Books being adapted into films are always a dicey proposition. There’s a complicated balance to be struck between fidelity to the characters and stories of a beloved novel, and the need for more than a little narrative trimming when making the conversion from hundreds of pages to a brisk 105 minutes. This is compounded by the fact the The Darkest Minds. based on the novel by Alexandra Bracken and directed by Jennifer Yuh Nelson, is making its entrance in the aftermath of an intensely crowded series of dystopian young adult adaptations. Coming on the heels of The Hunger Games, The Maze Runner, and countless others, it takes an exceptional entry to stand out.
The Darkest Minds is about a world where children are both humanity’s greatest threat and greatest weakness. A mysterious plague has killed off the majority of children, and those that remain have terrible, unexplained powers. For reasons that are never quite clear, the government and society deem that the best way to deal with them is to put them into camps, where their lives are ruled with dictatorial ruthlessness. Each child’s powers are given a color-based ranking — the lowest, Greens, are simply savants, able to perform complex calculations with no trouble. Toward the middle are Blues, who are powerful telekinetics. The highest and most dangerous are Oranges, who can read and control minds. Ruby Daly (Amandla Stenberg) is one such Orange, and with the help of a kindly — but still somewhat suspicious doctor (Mandy Moore) — she is freed from the horrific camp she’s been in for seven years. Through a series of misadventures, she ends up with a traveling group of other kids — Liam (Harris Dickinson), a predictably handsome and sweet Blue, Zu (Miya Cech), who can control electricity, and Chubs (Skylan Brooks), a Green. They spend the film learning about each other and the dangers of the world around them, dodging bounty hunters and Moore’s cohorts, all while seeking a secret kids have known only as East River, which is run by a faceless benefactor called The Slip Kid.
The novel is a strong, intelligent, and thought-provoking one that I thoroughly enjoyed and quickly consumed the two subsequent entries. It’s fun, often quite dark, but still lighthearted enough to keep things engaging and briskly paced. The characters are well-written and mercifully don’t spend their lives bickering and making bad decisions. Most crucially, it doesn’t travel down the lazy road of forcing its female protagonist into a love triangle. And, interestingly, the film picked a solid crew of actors to portray those characters. Stenberg is good as Ruby, mixing vulnerability with determination and strength in just the right amounts. Her companions all do fair-to-good jobs in their respective parts as well. Mandy Moore is sufficiently gentle and trustworthy as Kate, the benevolent doctor. The films greatest crime — as far as casting is concerned — is Gwendoline Christie as Lady Jane, a legendary bounty hunter. She’s in full Phasma mode here — a fierce, imposing figure who’s onscreen for maybe five incredibly underwhelming minutes.

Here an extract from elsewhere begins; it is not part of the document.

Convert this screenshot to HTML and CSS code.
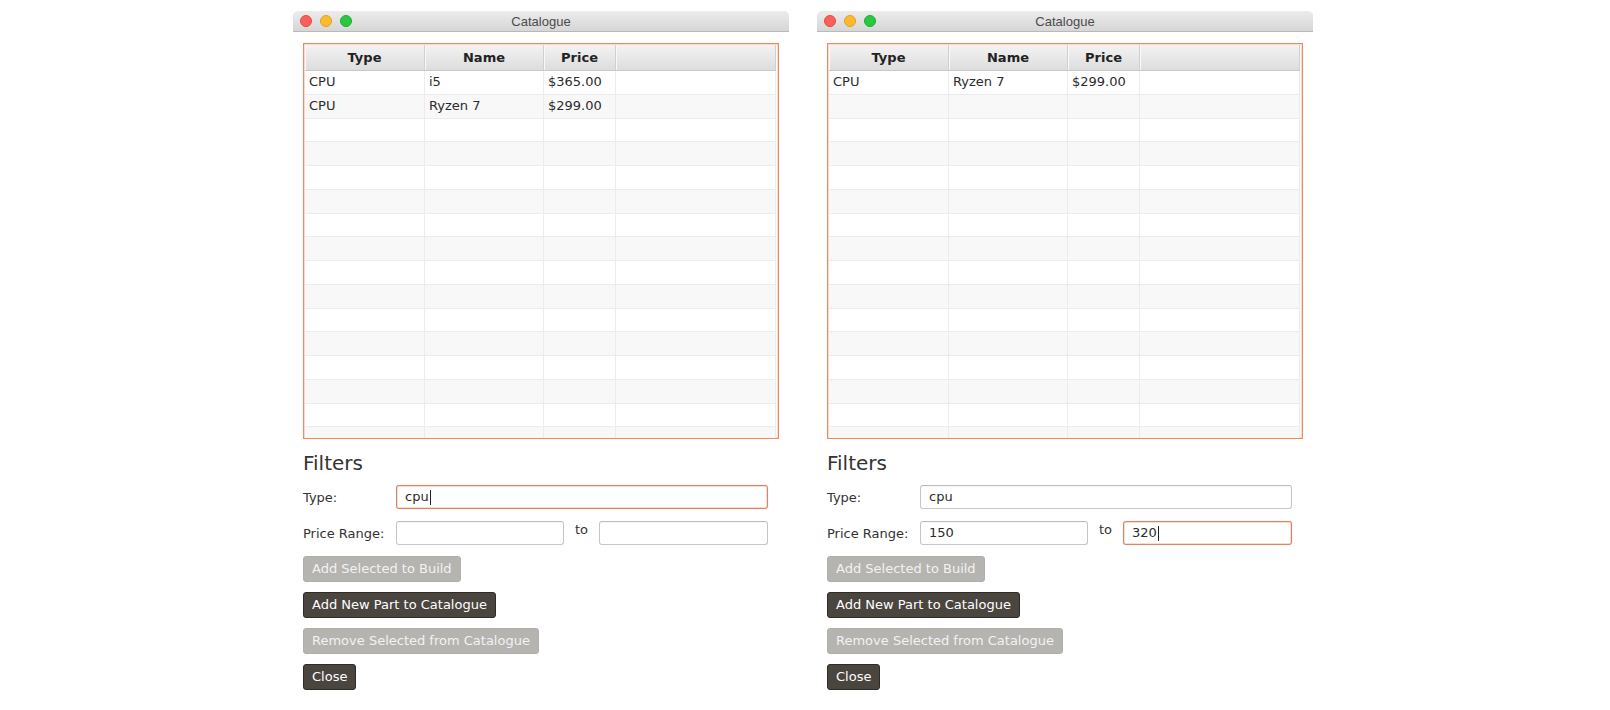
FILE: index.html
```html
<!DOCTYPE html>
<html>
<head>
<meta charset="utf-8">
<title>Catalogue</title>
<link rel="stylesheet" href="styles.css">
</head>
<body>
<div class="desktop">

  <div class="window">
    <div class="titlebar">
      <div class="lights"><span class="light red"></span><span class="light yellow"></span><span class="light green"></span></div>
      <div class="title">Catalogue</div>
    </div>
    <div class="content">
      <div class="table">
        <div class="thead">
          <div class="th">Type</div><div class="th">Name</div><div class="th">Price</div><div class="th"></div>
        </div>
        <div class="tbody">
          <div class="tr"><div class="td">CPU</div><div class="td">i5</div><div class="td">$365.00</div><div class="td"></div></div>
          <div class="tr"><div class="td">CPU</div><div class="td">Ryzen 7</div><div class="td">$299.00</div><div class="td"></div></div>
          <div class="tr"><div class="td"></div><div class="td"></div><div class="td"></div><div class="td"></div></div>
          <div class="tr"><div class="td"></div><div class="td"></div><div class="td"></div><div class="td"></div></div>
          <div class="tr"><div class="td"></div><div class="td"></div><div class="td"></div><div class="td"></div></div>
          <div class="tr"><div class="td"></div><div class="td"></div><div class="td"></div><div class="td"></div></div>
          <div class="tr"><div class="td"></div><div class="td"></div><div class="td"></div><div class="td"></div></div>
          <div class="tr"><div class="td"></div><div class="td"></div><div class="td"></div><div class="td"></div></div>
          <div class="tr"><div class="td"></div><div class="td"></div><div class="td"></div><div class="td"></div></div>
          <div class="tr"><div class="td"></div><div class="td"></div><div class="td"></div><div class="td"></div></div>
          <div class="tr"><div class="td"></div><div class="td"></div><div class="td"></div><div class="td"></div></div>
          <div class="tr"><div class="td"></div><div class="td"></div><div class="td"></div><div class="td"></div></div>
          <div class="tr"><div class="td"></div><div class="td"></div><div class="td"></div><div class="td"></div></div>
          <div class="tr"><div class="td"></div><div class="td"></div><div class="td"></div><div class="td"></div></div>
          <div class="tr"><div class="td"></div><div class="td"></div><div class="td"></div><div class="td"></div></div>
          <div class="tr"><div class="td"></div><div class="td"></div><div class="td"></div><div class="td"></div></div>
          <div class="tr"><div class="td"></div><div class="td"></div><div class="td"></div><div class="td"></div></div>
        </div>
      </div>
      <div class="filters-title">Filters</div>
      <div class="form">
        <div class="label">Type:</div>
        <div class="field wide focused">cpu<span class="caret"></span></div>
        <div class="label">Price Range:</div>
        <div class="field"></div>
        <div class="to">to</div>
        <div class="field"></div>
      </div>
      <div class="actions">
        <div class="btn disabled">Add Selected to Build</div>
        <div class="btn">Add New Part to Catalogue</div>
        <div class="btn disabled">Remove Selected from Catalogue</div>
        <div class="btn">Close</div>
      </div>
    </div>
  </div>

  <div class="window">
    <div class="titlebar">
      <div class="lights"><span class="light red"></span><span class="light yellow"></span><span class="light green"></span></div>
      <div class="title">Catalogue</div>
    </div>
    <div class="content">
      <div class="table">
        <div class="thead">
          <div class="th">Type</div><div class="th">Name</div><div class="th">Price</div><div class="th"></div>
        </div>
        <div class="tbody">
          <div class="tr"><div class="td">CPU</div><div class="td">Ryzen 7</div><div class="td">$299.00</div><div class="td"></div></div>
          <div class="tr"><div class="td"></div><div class="td"></div><div class="td"></div><div class="td"></div></div>
          <div class="tr"><div class="td"></div><div class="td"></div><div class="td"></div><div class="td"></div></div>
          <div class="tr"><div class="td"></div><div class="td"></div><div class="td"></div><div class="td"></div></div>
          <div class="tr"><div class="td"></div><div class="td"></div><div class="td"></div><div class="td"></div></div>
          <div class="tr"><div class="td"></div><div class="td"></div><div class="td"></div><div class="td"></div></div>
          <div class="tr"><div class="td"></div><div class="td"></div><div class="td"></div><div class="td"></div></div>
          <div class="tr"><div class="td"></div><div class="td"></div><div class="td"></div><div class="td"></div></div>
          <div class="tr"><div class="td"></div><div class="td"></div><div class="td"></div><div class="td"></div></div>
          <div class="tr"><div class="td"></div><div class="td"></div><div class="td"></div><div class="td"></div></div>
          <div class="tr"><div class="td"></div><div class="td"></div><div class="td"></div><div class="td"></div></div>
          <div class="tr"><div class="td"></div><div class="td"></div><div class="td"></div><div class="td"></div></div>
          <div class="tr"><div class="td"></div><div class="td"></div><div class="td"></div><div class="td"></div></div>
          <div class="tr"><div class="td"></div><div class="td"></div><div class="td"></div><div class="td"></div></div>
          <div class="tr"><div class="td"></div><div class="td"></div><div class="td"></div><div class="td"></div></div>
          <div class="tr"><div class="td"></div><div class="td"></div><div class="td"></div><div class="td"></div></div>
          <div class="tr"><div class="td"></div><div class="td"></div><div class="td"></div><div class="td"></div></div>
        </div>
      </div>
      <div class="filters-title">Filters</div>
      <div class="form">
        <div class="label">Type:</div>
        <div class="field wide">cpu</div>
        <div class="label">Price Range:</div>
        <div class="field">150</div>
        <div class="to">to</div>
        <div class="field focused">320<span class="caret"></span></div>
      </div>
      <div class="actions">
        <div class="btn disabled">Add Selected to Build</div>
        <div class="btn">Add New Part to Catalogue</div>
        <div class="btn disabled">Remove Selected from Catalogue</div>
        <div class="btn">Close</div>
      </div>
    </div>
  </div>

</div>
</body>
</html>
```

FILE: styles.css
```css
* { box-sizing: border-box; }

html, body {
  margin: 0;
  padding: 0;
  background: #ffffff;
}

body {
  font-family: "DejaVu Sans", Verdana, sans-serif;
  font-size: 13px;
  color: #333333;
}

.desktop {
  display: flex;
  gap: 28px;
  padding: 11px 0 0 293px;
}

.window {
  width: 496px;
  height: 686px;
  background: #ffffff;
}

.titlebar {
  position: relative;
  height: 21px;
  background: linear-gradient(#ececec, #d6d6d6);
  border-bottom: 1px solid #b9b9b9;
  border-radius: 5px 5px 0 0;
  display: flex;
  align-items: center;
  justify-content: center;
}

.lights {
  position: absolute;
  left: 7px;
  top: 4px;
  display: flex;
  gap: 8px;
}

.light {
  width: 12px;
  height: 12px;
  border-radius: 50%;
  display: block;
}
.light.red { background: #fc5f57; border: 1px solid #e14942; }
.light.yellow { background: #fdbb2e; border: 1px solid #dfa023; }
.light.green { background: #28c840; border: 1px solid #1dad2b; }

.title {
  font-family: "Liberation Sans", Arial, sans-serif;
  font-size: 13px;
  color: #4b4b4b;
}

.content {
  padding: 11px 10px 0 10px;
}

.table {
  height: 396px;
  border: 1px solid #f08a5d;
  box-shadow: inset 0 0 0 1px #fbd9c9;
  padding: 1px 2px 1px 1px;
  overflow: hidden;
  background: #ffffff;
}

.thead, .tr {
  display: grid;
  grid-template-columns: 120px 119px 72px 1fr;
}

.thead {
  height: 26px;
  background: linear-gradient(#f3f3f3, #dddddd);
  border-bottom: 1px solid #c9c9c9;
}

.th {
  font-weight: bold;
  color: #222222;
  font-size: 13px;
  text-align: center;
  line-height: 25px;
  border-right: 1px solid #d0d0d0;
  box-shadow: inset 1px 0 0 #f9f9f9;
}

.tbody {
  overflow: hidden;
}

.tr {
  height: 23.75px;
  border-bottom: 1px solid #ececec;
}

.tr:nth-child(even) {
  background: #f8f8f8;
}

.td {
  border-right: 1px solid #ececec;
  padding-left: 4px;
  line-height: 22.75px;
  color: #2b2b2b;
  white-space: nowrap;
}

.filters-title {
  margin-top: 12px;
  font-size: 20px;
  line-height: 24px;
  color: #333333;
}

.form {
  margin-top: 10px;
  width: 465px;
  display: grid;
  grid-template-columns: 93px 168px 35px 169px;
  row-gap: 12px;
}

.label {
  align-self: center;
  color: #333333;
}

.field {
  height: 24px;
  border: 1px solid #c6c6c6;
  border-top-color: #bcbcbc;
  border-radius: 3px;
  background: #ffffff;
  box-shadow: inset 0 1px 1px rgba(0,0,0,0.04);
  padding-left: 8px;
  line-height: 22px;
  color: #2b2b2b;
  display: flex;
  align-items: center;
}

.field.wide {
  grid-column: 2 / 5;
}

.field.focused {
  border: 1px solid #d6876a;
  box-shadow: inset 0 0 0 1px #f6ddd2, 0 0 1px #e9a486;
}

.caret {
  display: inline-block;
  width: 1px;
  height: 15px;
  background: #222222;
  margin-left: 1px;
}

.to {
  align-self: start;
  text-align: center;
  line-height: 16px;
  padding-top: 1px;
  color: #333333;
}

.actions {
  margin-top: 11px;
  display: flex;
  flex-direction: column;
  align-items: flex-start;
  gap: 10px;
}

.btn {
  height: 26px;
  line-height: 24px;
  padding: 0 8px;
  border-radius: 3px;
  background: #4a453f;
  border: 1px solid #2f2c28;
  color: #ffffff;
  white-space: nowrap;
}

.btn.disabled {
  background: #b6b4b1;
  border-color: #b0aeab;
  color: #f2f2f2;
}
```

So we have a great novel and decent actors giving solid portrayals. There’s just one problem, and I apologize for taking so long to get here: The Darkest Minds isn’t a good movie. In fact, it’s really boring. It somehow manages to be a very faithful adaptation of the source material… and a terrible movie. I’ve had a great deal of difficulty reconciling these facts. The actors feel right as the characters, and there are no great liberties taken with the story. Yet so much of the film feels adrift and lifeless, meandering lazily from plot point to plot point, never really gathering any momentum. The dialogue isn’t terrible, but it never feels quite in sync with the story or even the actors. I spent the first third of the movie excited because I felt like it was really doing its characters justice, the second third feeling apprehensive over how stultifying it felt, and the final third flat-out bored.
Somehow, The Darkest Minds takes a relatively original concept (no, it doesn’t reinvent the wheel, but it does enough to distinguish itself from its contemporaries) and turns it into a rote, listless slog. It’s rather unfortunate really, especially given that Stenberg is such a promising young actor — ironically, before the film, there was the trailer for her next film adaptation, The Hate U Give, and it just made me wish I were watching that instead.
There’s an armada of generic YA dystopian works out there, and Bracken’s novel stands out among them as one of the better entries. It’s a shame that the film does the opposite, drifting aimlessly into the back of the pack, gray and indistinguishable and ultimately just another dreary bit of teen science fiction that will be deservedly forgotten.